SHORT EXERCISE
Please print the lines between the one with "Clone this screenshot" and the one with "const subject = 'TESTへの新規ご登録ありがとうございます。'", both ends included, exactly as written, with no pictures.

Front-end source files
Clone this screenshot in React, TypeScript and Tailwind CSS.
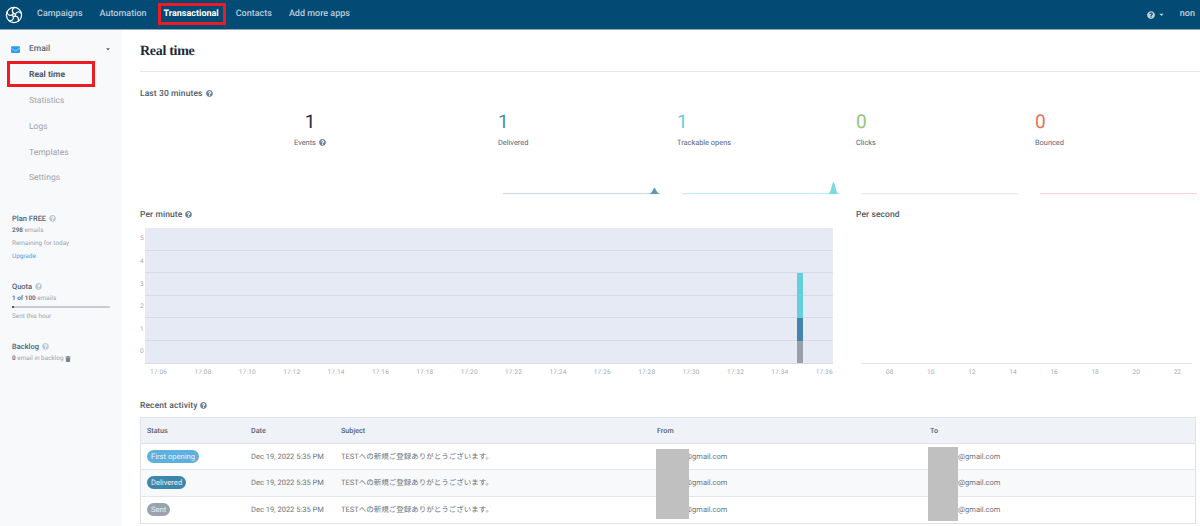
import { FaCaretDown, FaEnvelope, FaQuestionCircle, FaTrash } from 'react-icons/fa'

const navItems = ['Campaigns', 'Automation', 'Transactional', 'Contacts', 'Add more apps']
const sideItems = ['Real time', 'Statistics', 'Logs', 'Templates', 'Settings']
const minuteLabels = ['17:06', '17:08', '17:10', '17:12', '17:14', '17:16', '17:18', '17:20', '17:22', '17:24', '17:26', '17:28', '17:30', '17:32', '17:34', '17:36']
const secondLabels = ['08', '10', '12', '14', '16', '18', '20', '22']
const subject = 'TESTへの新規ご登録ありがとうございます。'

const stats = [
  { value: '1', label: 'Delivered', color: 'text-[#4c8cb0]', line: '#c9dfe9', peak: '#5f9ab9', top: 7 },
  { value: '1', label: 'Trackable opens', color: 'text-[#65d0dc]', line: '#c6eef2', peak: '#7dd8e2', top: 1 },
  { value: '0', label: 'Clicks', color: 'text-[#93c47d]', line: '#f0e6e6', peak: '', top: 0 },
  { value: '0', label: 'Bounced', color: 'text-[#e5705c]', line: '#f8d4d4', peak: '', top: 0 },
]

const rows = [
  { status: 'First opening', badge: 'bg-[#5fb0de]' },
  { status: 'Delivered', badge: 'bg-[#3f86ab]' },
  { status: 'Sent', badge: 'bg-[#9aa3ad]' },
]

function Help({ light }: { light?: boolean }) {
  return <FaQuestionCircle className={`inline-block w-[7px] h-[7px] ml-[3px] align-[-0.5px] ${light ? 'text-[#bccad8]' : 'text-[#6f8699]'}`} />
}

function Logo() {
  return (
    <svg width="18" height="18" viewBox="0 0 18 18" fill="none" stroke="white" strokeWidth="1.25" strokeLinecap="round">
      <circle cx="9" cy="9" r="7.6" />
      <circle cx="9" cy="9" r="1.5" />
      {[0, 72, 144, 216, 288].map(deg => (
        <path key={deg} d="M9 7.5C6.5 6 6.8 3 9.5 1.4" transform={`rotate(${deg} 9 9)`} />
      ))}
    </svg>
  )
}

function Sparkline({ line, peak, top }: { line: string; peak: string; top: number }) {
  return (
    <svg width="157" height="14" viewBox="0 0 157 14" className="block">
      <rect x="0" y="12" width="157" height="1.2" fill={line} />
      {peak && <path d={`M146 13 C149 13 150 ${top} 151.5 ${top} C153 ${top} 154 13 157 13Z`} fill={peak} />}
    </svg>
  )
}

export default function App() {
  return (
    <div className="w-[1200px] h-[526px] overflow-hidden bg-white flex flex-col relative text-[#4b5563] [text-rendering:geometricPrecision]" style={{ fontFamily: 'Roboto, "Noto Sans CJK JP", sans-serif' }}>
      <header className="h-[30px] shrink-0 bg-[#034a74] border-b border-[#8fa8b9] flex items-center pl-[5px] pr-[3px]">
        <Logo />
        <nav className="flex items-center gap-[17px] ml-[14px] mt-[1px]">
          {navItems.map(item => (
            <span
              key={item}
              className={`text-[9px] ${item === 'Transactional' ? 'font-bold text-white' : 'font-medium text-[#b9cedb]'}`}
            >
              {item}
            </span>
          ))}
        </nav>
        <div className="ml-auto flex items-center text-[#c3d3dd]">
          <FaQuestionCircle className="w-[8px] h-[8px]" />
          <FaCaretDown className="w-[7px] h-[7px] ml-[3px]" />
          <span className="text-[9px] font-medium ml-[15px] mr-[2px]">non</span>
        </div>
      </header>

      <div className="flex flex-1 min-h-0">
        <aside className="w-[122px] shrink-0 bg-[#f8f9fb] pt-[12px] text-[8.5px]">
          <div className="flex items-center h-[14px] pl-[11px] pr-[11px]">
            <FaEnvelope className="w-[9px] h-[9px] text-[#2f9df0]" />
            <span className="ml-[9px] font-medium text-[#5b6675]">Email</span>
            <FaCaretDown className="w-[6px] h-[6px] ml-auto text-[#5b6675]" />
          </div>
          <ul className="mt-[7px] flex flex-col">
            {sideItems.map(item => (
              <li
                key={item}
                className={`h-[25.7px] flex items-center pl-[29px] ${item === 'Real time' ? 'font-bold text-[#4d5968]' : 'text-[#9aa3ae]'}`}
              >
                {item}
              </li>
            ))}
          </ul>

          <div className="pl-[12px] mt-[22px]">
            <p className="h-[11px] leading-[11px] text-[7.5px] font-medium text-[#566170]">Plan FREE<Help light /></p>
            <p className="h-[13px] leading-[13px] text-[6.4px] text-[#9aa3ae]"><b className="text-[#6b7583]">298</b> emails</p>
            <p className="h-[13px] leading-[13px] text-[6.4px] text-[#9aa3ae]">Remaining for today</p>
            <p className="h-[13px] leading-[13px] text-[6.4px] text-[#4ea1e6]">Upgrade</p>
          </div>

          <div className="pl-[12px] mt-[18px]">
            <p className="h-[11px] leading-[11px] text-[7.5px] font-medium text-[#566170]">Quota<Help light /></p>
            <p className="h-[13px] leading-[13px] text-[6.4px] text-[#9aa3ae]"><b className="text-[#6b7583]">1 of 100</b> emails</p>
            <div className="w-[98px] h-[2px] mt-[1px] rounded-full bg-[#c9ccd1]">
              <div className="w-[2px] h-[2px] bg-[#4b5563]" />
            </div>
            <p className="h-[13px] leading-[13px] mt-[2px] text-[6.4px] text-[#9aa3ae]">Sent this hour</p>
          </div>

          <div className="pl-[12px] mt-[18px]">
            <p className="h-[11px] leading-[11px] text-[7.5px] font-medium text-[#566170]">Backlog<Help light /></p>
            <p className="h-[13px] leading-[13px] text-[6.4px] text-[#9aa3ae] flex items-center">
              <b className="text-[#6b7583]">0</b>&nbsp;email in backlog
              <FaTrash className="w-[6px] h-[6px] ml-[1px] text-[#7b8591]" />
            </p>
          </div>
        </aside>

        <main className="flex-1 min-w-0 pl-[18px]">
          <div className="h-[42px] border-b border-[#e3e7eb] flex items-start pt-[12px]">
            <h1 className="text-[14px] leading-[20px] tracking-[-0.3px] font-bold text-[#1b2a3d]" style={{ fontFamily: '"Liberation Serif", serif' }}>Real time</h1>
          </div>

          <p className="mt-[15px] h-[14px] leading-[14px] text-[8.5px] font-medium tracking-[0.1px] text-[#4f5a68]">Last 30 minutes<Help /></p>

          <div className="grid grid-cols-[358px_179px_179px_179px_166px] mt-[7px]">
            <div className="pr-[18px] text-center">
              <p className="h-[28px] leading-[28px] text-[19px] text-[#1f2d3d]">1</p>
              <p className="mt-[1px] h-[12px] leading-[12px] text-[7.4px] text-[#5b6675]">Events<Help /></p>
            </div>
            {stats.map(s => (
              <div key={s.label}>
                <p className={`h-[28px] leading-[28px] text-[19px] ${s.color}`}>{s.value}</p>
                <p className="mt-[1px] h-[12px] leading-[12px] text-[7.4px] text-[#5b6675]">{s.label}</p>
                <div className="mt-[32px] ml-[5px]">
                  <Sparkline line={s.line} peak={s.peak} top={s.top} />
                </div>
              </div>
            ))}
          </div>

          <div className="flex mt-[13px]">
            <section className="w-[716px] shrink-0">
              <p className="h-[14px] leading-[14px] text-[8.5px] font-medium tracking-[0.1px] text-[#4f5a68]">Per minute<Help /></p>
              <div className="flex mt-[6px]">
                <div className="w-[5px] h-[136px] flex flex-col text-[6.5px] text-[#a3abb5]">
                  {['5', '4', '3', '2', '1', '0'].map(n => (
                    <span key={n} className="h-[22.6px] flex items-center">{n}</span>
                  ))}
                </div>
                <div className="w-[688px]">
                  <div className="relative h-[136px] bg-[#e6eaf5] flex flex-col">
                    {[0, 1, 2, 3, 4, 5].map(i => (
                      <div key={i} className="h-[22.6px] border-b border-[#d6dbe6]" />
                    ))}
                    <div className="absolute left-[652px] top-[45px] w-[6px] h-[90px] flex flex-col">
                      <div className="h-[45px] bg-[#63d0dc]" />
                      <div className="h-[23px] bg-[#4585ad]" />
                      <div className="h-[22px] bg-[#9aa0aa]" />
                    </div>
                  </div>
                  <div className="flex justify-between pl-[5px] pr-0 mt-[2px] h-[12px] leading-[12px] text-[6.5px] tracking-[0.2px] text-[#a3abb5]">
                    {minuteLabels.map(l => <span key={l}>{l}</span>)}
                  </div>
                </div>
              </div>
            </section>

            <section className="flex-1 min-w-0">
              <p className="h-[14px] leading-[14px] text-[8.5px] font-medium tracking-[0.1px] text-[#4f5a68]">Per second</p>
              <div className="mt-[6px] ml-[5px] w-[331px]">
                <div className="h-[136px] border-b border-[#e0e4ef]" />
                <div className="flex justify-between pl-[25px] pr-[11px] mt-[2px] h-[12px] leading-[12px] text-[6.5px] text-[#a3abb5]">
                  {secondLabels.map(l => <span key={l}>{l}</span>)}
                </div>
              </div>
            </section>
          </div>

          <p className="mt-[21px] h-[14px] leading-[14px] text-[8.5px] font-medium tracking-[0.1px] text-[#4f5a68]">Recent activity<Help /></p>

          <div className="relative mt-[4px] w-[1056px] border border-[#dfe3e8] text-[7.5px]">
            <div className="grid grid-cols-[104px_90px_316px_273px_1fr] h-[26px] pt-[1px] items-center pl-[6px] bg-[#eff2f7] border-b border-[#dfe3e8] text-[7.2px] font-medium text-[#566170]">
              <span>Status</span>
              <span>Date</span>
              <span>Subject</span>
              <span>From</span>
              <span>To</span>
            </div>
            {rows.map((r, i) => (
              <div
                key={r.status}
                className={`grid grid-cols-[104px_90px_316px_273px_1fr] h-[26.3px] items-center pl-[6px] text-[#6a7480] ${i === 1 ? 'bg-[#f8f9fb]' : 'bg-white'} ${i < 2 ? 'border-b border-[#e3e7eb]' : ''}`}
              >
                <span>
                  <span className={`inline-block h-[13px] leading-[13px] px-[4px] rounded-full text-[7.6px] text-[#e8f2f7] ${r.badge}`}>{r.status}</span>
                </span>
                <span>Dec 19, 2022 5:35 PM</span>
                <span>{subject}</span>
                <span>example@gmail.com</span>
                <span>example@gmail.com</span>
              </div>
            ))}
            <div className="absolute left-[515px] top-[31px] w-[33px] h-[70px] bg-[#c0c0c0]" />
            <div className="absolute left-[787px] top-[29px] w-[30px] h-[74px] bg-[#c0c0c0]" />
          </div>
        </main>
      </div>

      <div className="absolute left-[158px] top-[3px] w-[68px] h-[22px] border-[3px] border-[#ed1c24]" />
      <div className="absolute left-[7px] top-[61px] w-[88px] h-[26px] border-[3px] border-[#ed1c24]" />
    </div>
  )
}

--

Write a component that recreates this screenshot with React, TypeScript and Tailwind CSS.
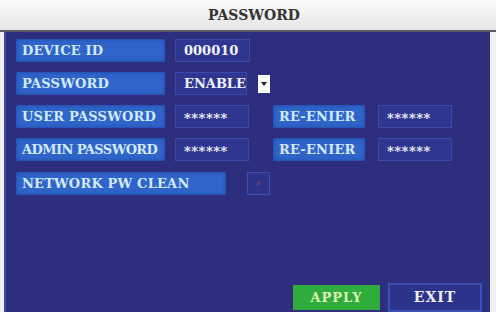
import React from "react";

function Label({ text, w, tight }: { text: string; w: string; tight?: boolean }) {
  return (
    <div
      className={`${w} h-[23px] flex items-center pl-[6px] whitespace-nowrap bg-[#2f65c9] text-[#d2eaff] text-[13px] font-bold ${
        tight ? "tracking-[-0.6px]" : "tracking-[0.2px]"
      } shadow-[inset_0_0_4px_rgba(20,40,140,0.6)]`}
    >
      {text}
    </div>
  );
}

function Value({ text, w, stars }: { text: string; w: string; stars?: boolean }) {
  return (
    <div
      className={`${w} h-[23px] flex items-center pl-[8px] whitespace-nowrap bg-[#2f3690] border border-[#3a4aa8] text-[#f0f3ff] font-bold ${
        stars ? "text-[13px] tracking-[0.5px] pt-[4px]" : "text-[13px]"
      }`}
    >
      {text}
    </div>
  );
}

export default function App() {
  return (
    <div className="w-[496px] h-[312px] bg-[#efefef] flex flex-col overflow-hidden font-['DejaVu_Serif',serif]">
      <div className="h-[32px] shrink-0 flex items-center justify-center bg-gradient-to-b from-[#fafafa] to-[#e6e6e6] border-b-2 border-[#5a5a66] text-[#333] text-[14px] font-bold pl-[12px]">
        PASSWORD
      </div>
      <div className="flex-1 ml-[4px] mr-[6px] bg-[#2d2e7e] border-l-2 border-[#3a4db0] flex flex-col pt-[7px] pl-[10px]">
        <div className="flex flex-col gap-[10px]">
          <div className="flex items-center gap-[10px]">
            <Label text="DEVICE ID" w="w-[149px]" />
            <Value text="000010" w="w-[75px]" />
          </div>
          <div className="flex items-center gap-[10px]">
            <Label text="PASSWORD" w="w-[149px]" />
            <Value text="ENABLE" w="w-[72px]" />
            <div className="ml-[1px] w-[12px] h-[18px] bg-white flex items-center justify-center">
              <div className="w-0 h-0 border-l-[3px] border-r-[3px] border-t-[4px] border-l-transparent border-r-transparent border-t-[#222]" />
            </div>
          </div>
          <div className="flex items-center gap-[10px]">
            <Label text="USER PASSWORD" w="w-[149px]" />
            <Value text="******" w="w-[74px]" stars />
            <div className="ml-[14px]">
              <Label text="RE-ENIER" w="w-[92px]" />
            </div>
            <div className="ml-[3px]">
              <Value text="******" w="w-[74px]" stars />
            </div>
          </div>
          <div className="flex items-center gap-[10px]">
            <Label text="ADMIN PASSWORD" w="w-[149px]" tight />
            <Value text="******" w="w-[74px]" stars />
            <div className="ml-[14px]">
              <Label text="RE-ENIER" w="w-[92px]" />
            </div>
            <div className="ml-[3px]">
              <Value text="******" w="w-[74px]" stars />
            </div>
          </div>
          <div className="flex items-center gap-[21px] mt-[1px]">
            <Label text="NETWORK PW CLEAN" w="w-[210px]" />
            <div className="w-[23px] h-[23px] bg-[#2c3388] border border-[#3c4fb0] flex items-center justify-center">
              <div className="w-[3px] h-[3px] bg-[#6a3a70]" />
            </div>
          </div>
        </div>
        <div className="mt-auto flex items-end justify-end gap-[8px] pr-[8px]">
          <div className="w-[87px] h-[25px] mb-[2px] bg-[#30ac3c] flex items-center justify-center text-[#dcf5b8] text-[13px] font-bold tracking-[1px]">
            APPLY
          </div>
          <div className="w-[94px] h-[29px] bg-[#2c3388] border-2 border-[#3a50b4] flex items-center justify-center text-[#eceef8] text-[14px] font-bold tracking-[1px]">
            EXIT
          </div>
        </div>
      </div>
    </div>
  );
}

==

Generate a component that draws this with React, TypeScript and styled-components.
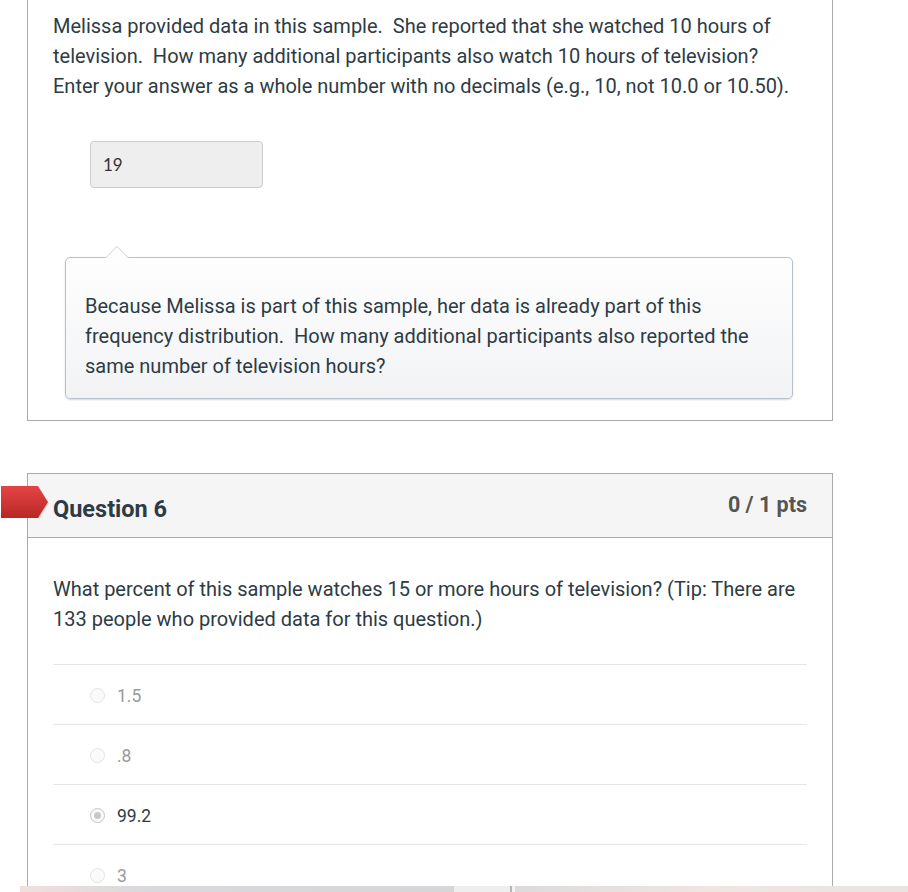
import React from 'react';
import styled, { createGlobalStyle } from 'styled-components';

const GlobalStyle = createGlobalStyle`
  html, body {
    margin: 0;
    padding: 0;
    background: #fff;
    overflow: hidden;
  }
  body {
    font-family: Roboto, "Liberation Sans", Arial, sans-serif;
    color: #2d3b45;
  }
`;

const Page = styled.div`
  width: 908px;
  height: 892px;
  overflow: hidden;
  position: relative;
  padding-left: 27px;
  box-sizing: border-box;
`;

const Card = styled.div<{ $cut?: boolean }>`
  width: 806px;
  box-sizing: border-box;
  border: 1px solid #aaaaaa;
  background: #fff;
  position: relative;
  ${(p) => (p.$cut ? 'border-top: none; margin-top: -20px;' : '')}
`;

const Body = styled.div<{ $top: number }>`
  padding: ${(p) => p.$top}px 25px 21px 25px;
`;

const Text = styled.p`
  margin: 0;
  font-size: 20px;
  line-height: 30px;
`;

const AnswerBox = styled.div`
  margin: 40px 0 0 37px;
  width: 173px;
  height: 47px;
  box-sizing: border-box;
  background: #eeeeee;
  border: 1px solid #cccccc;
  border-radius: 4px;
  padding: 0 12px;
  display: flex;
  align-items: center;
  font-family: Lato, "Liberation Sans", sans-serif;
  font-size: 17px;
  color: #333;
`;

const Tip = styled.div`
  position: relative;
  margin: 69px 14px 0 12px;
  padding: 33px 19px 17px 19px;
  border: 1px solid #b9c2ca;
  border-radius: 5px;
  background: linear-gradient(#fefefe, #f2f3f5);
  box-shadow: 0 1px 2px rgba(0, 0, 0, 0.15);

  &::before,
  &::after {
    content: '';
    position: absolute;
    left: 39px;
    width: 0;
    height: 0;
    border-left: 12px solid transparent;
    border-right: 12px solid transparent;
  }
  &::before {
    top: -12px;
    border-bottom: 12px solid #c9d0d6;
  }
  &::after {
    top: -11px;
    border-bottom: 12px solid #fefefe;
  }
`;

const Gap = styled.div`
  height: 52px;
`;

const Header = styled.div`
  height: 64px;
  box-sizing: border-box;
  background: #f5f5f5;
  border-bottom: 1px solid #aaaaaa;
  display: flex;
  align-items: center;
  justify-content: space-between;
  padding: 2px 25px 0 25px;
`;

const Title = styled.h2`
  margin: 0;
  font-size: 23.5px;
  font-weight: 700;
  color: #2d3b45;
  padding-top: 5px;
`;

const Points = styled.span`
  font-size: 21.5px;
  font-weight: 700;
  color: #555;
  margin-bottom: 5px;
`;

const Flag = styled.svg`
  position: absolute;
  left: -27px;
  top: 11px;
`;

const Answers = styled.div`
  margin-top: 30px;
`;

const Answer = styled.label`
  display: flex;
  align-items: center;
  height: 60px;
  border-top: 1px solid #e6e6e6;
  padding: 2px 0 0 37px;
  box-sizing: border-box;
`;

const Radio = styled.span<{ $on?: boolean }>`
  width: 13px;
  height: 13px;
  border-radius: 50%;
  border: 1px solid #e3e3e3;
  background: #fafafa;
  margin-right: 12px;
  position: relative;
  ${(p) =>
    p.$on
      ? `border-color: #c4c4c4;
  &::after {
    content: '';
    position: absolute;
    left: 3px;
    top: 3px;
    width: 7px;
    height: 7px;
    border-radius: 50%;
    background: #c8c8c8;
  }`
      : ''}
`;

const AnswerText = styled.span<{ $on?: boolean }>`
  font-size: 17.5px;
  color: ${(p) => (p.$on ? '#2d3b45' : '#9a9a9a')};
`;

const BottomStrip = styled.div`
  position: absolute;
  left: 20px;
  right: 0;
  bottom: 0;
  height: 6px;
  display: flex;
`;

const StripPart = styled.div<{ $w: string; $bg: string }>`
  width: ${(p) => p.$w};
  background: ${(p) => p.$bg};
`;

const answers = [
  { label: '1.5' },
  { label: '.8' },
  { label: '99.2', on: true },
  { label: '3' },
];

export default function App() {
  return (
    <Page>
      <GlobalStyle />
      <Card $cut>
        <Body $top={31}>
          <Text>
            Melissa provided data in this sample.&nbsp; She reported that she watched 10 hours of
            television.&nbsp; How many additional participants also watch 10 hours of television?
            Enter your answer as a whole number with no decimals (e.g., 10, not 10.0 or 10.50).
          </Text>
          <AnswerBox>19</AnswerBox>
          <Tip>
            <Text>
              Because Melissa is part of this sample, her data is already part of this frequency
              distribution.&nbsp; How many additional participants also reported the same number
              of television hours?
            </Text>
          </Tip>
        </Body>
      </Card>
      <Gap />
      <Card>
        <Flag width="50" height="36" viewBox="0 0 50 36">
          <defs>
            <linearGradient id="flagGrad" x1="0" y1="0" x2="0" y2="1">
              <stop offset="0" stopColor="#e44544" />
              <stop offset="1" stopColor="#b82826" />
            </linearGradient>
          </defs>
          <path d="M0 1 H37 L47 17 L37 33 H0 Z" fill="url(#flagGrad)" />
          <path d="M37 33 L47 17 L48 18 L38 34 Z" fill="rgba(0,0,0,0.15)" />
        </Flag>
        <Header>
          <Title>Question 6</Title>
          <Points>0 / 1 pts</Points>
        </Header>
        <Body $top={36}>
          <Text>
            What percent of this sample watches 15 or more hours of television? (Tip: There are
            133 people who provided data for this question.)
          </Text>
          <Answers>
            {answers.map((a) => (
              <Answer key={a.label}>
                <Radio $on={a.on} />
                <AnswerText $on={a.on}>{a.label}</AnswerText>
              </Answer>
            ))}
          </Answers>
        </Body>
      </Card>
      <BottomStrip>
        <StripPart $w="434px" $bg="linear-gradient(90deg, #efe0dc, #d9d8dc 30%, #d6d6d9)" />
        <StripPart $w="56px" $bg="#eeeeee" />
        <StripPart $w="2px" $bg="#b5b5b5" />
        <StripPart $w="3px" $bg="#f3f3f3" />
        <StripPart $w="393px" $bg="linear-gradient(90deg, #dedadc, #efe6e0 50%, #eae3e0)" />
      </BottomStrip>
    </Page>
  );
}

FINAL ANSWER
Clone this screenshot in React, TypeScript and Tailwind CSS.
import { FaCaretDown, FaEnvelope, FaQuestionCircle, FaTrash } from 'react-icons/fa'

const navItems = ['Campaigns', 'Automation', 'Transactional', 'Contacts', 'Add more apps']
const sideItems = ['Real time', 'Statistics', 'Logs', 'Templates', 'Settings']
const minuteLabels = ['17:06', '17:08', '17:10', '17:12', '17:14', '17:16', '17:18', '17:20', '17:22', '17:24', '17:26', '17:28', '17:30', '17:32', '17:34', '17:36']
const secondLabels = ['08', '10', '12', '14', '16', '18', '20', '22']
const subject = 'TESTへの新規ご登録ありがとうございます。'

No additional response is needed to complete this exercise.